Netanyahu, who has clashed even with his allies over the deadlock in Mideast peace efforts, appears to have less diplomatic leeway than his predecessor, Ehud Olmert, making a protracted military offensive harder to sustain.
The White House came out in support of Israel on Thursday, with spokesman Jay Carney saying there is "no justification" for rocket fire from Gaza and urging militants to stop "cowardly acts."
However, the regional constellation has changed dramatically since the last Gaza war. Hamas has emerged from its political isolation as its parent movement, the region-wide Muslim Brotherhood, rose to power in several countries in the wake of last year's Arab Spring uprisings, particularly in Egypt.
On Thursday, the Egyptian president ordered his prime minister, Hesham Kandil, to lead a senior delegation to Gaza on Friday in a show of support for Hamas. Morsi has called Israel's campaign against Hamas "unacceptable" and has recalled Egypt's ambassador to Israel in protest.

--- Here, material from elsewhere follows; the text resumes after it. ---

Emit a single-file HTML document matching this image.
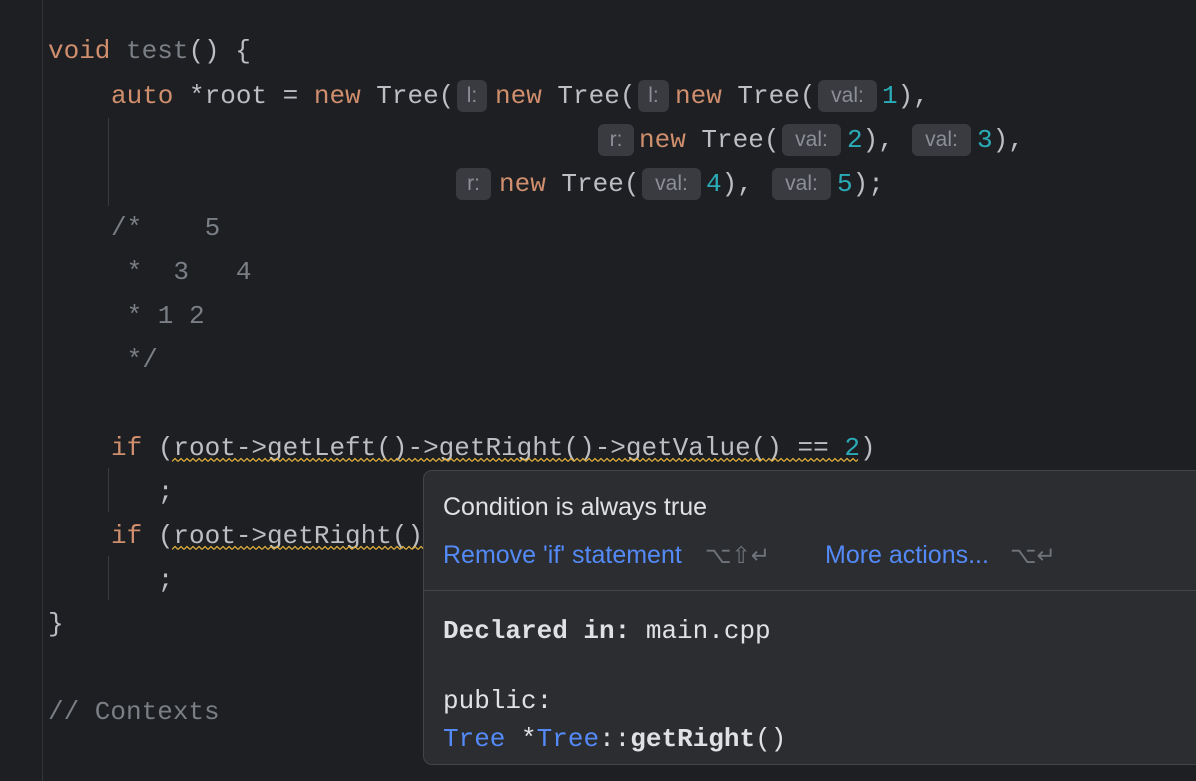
<!DOCTYPE html>
<html><head><style>
body{margin:0;width:1196px;height:781px;background:#1e1f22;overflow:hidden;position:relative;font-family:"Liberation Mono",monospace;font-size:26px;color:#bcbec4}
.a{position:absolute;white-space:pre;line-height:44px;height:44px}
.k{color:#cf8e6d}.n{color:#2aacb8}.c{color:#7a7e85}.g{color:#7a7e85}
.h{position:absolute;height:32px;background:#393b40;border-radius:6px;color:#8c8f95;font-family:"Liberation Sans",sans-serif;font-size:21px;line-height:32px;text-align:center}
.v{position:absolute;width:1px;background:#393b40}
.pop{position:absolute;left:423px;top:470px;width:800px;height:293px;background:#2b2d30;border:1px solid #43454a;border-radius:9px}
.s{font-family:"Liberation Sans",sans-serif}
</style></head><body>
<div class="v" style="left:42px;top:0;height:781px;background:#313438"></div>
<div class="v" style="left:108px;top:118px;height:88px"></div>
<div class="v" style="left:108px;top:468px;height:44px"></div>
<div class="v" style="left:108px;top:556px;height:44px"></div>

<div class="a" style="left:48px;top:29px"><span class="k">void</span> <span class="g">test</span>() {</div>
<div class="a" style="left:111px;top:74px"><span class="k">auto</span> *root = <span class="k">new</span> Tree(</div>
<div class="h" style="left:457px;top:80px;width:30px">l:</div>
<div class="a" style="left:495px;top:74px"><span class="k">new</span> Tree(</div>
<div class="h" style="left:638px;top:80px;width:31px">l:</div>
<div class="a" style="left:675px;top:74px"><span class="k">new</span> Tree(</div>
<div class="h" style="left:818px;top:80px;width:59px">val:</div>
<div class="a" style="left:882px;top:74px"><span class="n">1</span>),</div>

<div class="h" style="left:598px;top:124px;width:36px">r:</div>
<div class="a" style="left:639px;top:118px"><span class="k">new</span> Tree(</div>
<div class="h" style="left:782px;top:124px;width:59px">val:</div>
<div class="a" style="left:847px;top:118px"><span class="n">2</span>),</div>
<div class="h" style="left:912px;top:124px;width:59px">val:</div>
<div class="a" style="left:977px;top:118px"><span class="n">3</span>),</div>

<div class="h" style="left:456px;top:168px;width:35px">r:</div>
<div class="a" style="left:499px;top:162px"><span class="k">new</span> Tree(</div>
<div class="h" style="left:642px;top:168px;width:59px">val:</div>
<div class="a" style="left:706px;top:162px"><span class="n">4</span>),</div>
<div class="h" style="left:772px;top:168px;width:59px">val:</div>
<div class="a" style="left:837px;top:162px"><span class="n">5</span>);</div>

<div class="a c" style="left:111px;top:206px">/*    5</div>
<div class="a c" style="left:111px;top:250px"> *  3   4</div>
<div class="a c" style="left:111px;top:294px"> * 1 2</div>
<div class="a c" style="left:111px;top:338px"> */</div>

<div class="a" style="left:111px;top:426px"><span class="k">if</span> (root-&gt;getLeft()-&gt;getRight()-&gt;getValue() == <span class="n">2</span>)</div>
<svg style="position:absolute;left:172px;top:457px" width="686" height="6"><defs><pattern id="z" width="6" height="6" patternUnits="userSpaceOnUse"><path d="M0 4.5L3 1.5L6 4.5" fill="none" stroke="#e5b53d" stroke-width="1.2"/></pattern></defs><rect width="686" height="6" fill="url(#z)"/></svg>
<div class="a" style="left:111px;top:470px">   ;</div>
<div class="a" style="left:111px;top:514px"><span class="k">if</span> (root-&gt;getRight()</div>
<svg style="position:absolute;left:172px;top:545px" width="252" height="6"><rect width="252" height="6" fill="url(#z)"/></svg>
<div class="a" style="left:111px;top:558px">   ;</div>
<div class="a" style="left:48px;top:602px">}</div>
<div class="a c" style="left:48px;top:690px">// Contexts</div>

<div class="pop">
<div class="a s" style="left:19px;top:14px;font-size:25px;color:#dfe1e5">Condition is always true</div>
<div class="a s" style="left:19px;top:62px;font-size:25px;color:#548af7">Remove 'if' statement</div>
<div class="a s" style="left:281px;top:62px;font-size:23px;color:#6f737a">⌥⇧↵</div>
<div class="a s" style="left:401px;top:62px;font-size:25px;color:#548af7">More actions...</div>
<div class="a s" style="left:586px;top:62px;font-size:23px;color:#6f737a">⌥↵</div>
<div style="position:absolute;left:0;top:119px;width:800px;height:1px;background:#43454a"></div>
<div class="a" style="left:19px;top:138px;color:#dfe1e5"><b>Declared in:</b> main.cpp</div>
<div class="a" style="left:19px;top:208px;color:#dfe1e5">public:</div>
<div class="a" style="left:19px;top:246px;color:#dfe1e5"><span style="color:#548af7">Tree</span> *<span style="color:#548af7">Tree</span>::<b>getRight</b>()</div>
</div>
</body></html>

Israel's 'Pillar of Defense' operation at a glance
Jerusalem • In the second day of Israel's operation "Pillar of Defense," here's a look at causalities, and the number of hits by both sides:
Militants in the Hamas-ruled Gaza Strip killed three Israeli civilians on Thursday in a rocket attack on a residential area. The attack is likely to deepen a bruising Israeli air, naval and artillery offensive, the most intense assault on the Palestinian territory in four years. Israel says the campaign is aimed at stopping the frequent Palestinian rocket attacks that have about 1 million Israelis in their range.
The Israeli military has killed 19 Palestinians, both militants and civilians, in Gaza since the operation started Wednesday.

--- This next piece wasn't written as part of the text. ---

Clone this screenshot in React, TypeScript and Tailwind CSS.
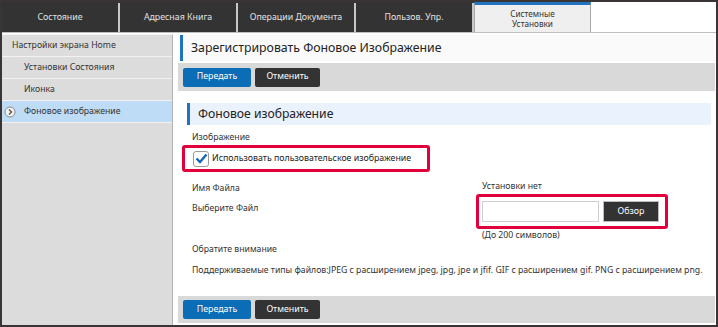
import React from "react";

const font = { fontFamily: "'Noto Sans', 'Open Sans', sans-serif" };

function Tab({ label }: { label: string }) {
  return (
    <div className="w-[118px] shrink-0 h-full flex items-center justify-center text-[8.8px] text-[#e2e2e2] border-r-2 border-[#c8c8c8]">
      {label}
    </div>
  );
}

function SideItem({ label, indent, active }: { label: string; indent?: boolean; active?: boolean }) {
  return (
    <div
      className={`h-[22px] flex items-center border-b border-[#f2f2f2] text-[8.7px] text-[#333] relative ${
        indent ? "pl-[22px]" : "pl-[10px]"
      } ${active ? "bg-[#bfdcf6]" : ""}`}
    >
      {active && (
        <svg className="absolute left-[2px] top-[5px]" width="12" height="12" viewBox="0 0 12 12">
          <circle cx="6" cy="6" r="5" fill="#f2f2f2" stroke="#8a8a8a" strokeWidth="1" />
          <path d="M5 3.5 L7.5 6 L5 8.5" fill="none" stroke="#555" strokeWidth="1.4" />
        </svg>
      )}
      {label}
    </div>
  );
}

function Buttons() {
  return (
    <div className="flex items-center gap-[4px] pl-[5px]">
      <div className="w-[68px] h-[19px] rounded-[2px] bg-[#0b6db5] text-white text-[8.8px] flex items-center justify-center">
        Передать
      </div>
      <div className="w-[65px] h-[19px] rounded-[2px] bg-[#333333] text-white text-[8.8px] flex items-center justify-center">
        Отменить
      </div>
    </div>
  );
}

export default function App() {
  return (
    <div
      style={font}
      className="w-[718px] h-[327px] border-2 border-[#3b3434] bg-white flex flex-col overflow-hidden"
    >
      {/* Tabs */}
      <div className="h-[31px] shrink-0 flex bg-white border-b border-[#bdbdbd]">
        <div className="flex h-full bg-[#333333] pt-[1px] shrink-0">
          <Tab label="Состояние" />
          <Tab label="Адресная Книга" />
          <Tab label="Операции Документа" />
          <Tab label="Пользов. Упр." />
        </div>
        <div className="w-[117px] shrink-0 h-full bg-[#efefef] border-t-[3px] border-t-[#1f73bf] border-l border-r border-[#a8a8a8] flex flex-col items-center justify-center text-[8.2px] leading-[10px] text-[#333]">
          <span>Системные</span>
          <span>Установки</span>
        </div>
        <div className="flex-1" />
      </div>

      {/* Body */}
      <div className="flex-1 flex mt-[1px] min-h-0">
        {/* Sidebar */}
        <div className="w-[171px] shrink-0 bg-[#dcdcdc] border-r border-[#b4b4b4] border-t border-t-[#f2f2f2]">
          <SideItem label="Настройки экрана Home" />
          <SideItem label="Установки Состояния" indent />
          <SideItem label="Иконка" indent />
          <SideItem label="Фоновое изображение" indent active />
        </div>

        {/* Main */}
        <div className="flex-1 min-w-0 flex flex-col pl-[5px] pr-[1px] pb-[2px] bg-white">
          <div className="mt-[1px] h-[26px] flex items-center bg-[#fafafa]">
            <div className="ml-[2px] w-[3px] h-full bg-[#1f73bf]" />
            <span className="ml-[8px] text-[12.3px] text-[#222]">Зарегистрировать Фоновое Изображение</span>
          </div>
          <div className="mt-[2px] h-[28px] bg-[#d9d9d9] flex items-center">
            <Buttons />
          </div>

          <div className="mt-[12px] ml-[9px] mr-[4px] h-[22px] bg-[#eaf2fd] flex items-center">
            <div className="w-[3px] h-full bg-[#1f73bf]" />
            <span className="ml-[8px] text-[12.2px] text-[#222]">Фоновое изображение</span>
          </div>

          <div className="mt-[4px] pl-[14px] h-[16px] leading-[16px] text-[8.7px] text-[#333]">Изображение</div>
          <div className="ml-[4px] w-[248px] h-[27px] border-[3px] border-[#e2003c] rounded-[3px] flex items-center pl-[8px]">
            <div className="w-[16px] h-[16px] shrink-0 rounded-[3px] border border-[#9a9a9a] bg-white flex items-center justify-center">
              <svg width="13" height="11" viewBox="0 0 13 11">
                <path d="M1.5 5.5 L5 9 L11.5 1.5" fill="none" stroke="#1467b8" strokeWidth="2.4" />
              </svg>
            </div>
            <span className="ml-[3px] text-[8.8px] text-[#222] whitespace-nowrap">Использовать пользовательское изображение</span>
          </div>

          <div className="mt-[7px] flex">
            <div className="w-[298px] shrink-0 pl-[14px] flex flex-col gap-[4px] pt-[1px]">
              <div className="h-[16px] leading-[16px] text-[8.7px] text-[#333]">Имя Файла</div>
              <div className="h-[16px] leading-[16px] text-[8.7px] text-[#333]">Выберите Файл</div>
            </div>
            <div className="flex flex-col">
              <div className="h-[15px] leading-[15px] pl-[6px] text-[8.7px] text-[#333]">Установки нет</div>
              <div className="w-[192px] h-[35px] border-[3px] border-[#e2003c] rounded-[3px] px-[3px] flex items-center gap-[4px]">
                <div className="w-[117px] h-[21px] border border-[#cfcfcf] bg-white" />
                <div className="w-[56px] h-[21px] bg-[#333333] border border-[#bdbdbd] text-white text-[8.8px] flex items-center justify-center">
                  Обзор
                </div>
              </div>
              <div className="h-[12px] leading-[12px] pl-[6px] text-[8.7px] text-[#333]">(До 200 символов)</div>
            </div>
          </div>

          <div className="mt-[1px] pl-[14px] h-[14px] leading-[14px] text-[8.7px] text-[#333]">Обратите внимание</div>
          <div className="mt-[7px] pl-[14px] h-[14px] leading-[14px] text-[8.7px] text-[#333] whitespace-nowrap">
            Поддерживаемые типы файлов:JPEG с расширением jpeg, jpg, jpe и jfif. GIF с расширением gif. PNG с расширением png.
          </div>

          <div className="mt-auto h-[27px] bg-[#d9d9d9] flex items-center">
            <Buttons />
          </div>
        </div>
      </div>
    </div>
  );
}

The Israeli military says it has hit more than 340 targets since the offensive began.
It also says Gaza militants fired around 450 rockets at Israel since the start of the operation. Three rockets targeted the densely populated Tel Aviv area, a brazen step that threatened to trigger an Israeli ground invasion of Gaza.
Israel says its Iron Dome missile defense system has intercepted about 130 of those rockets.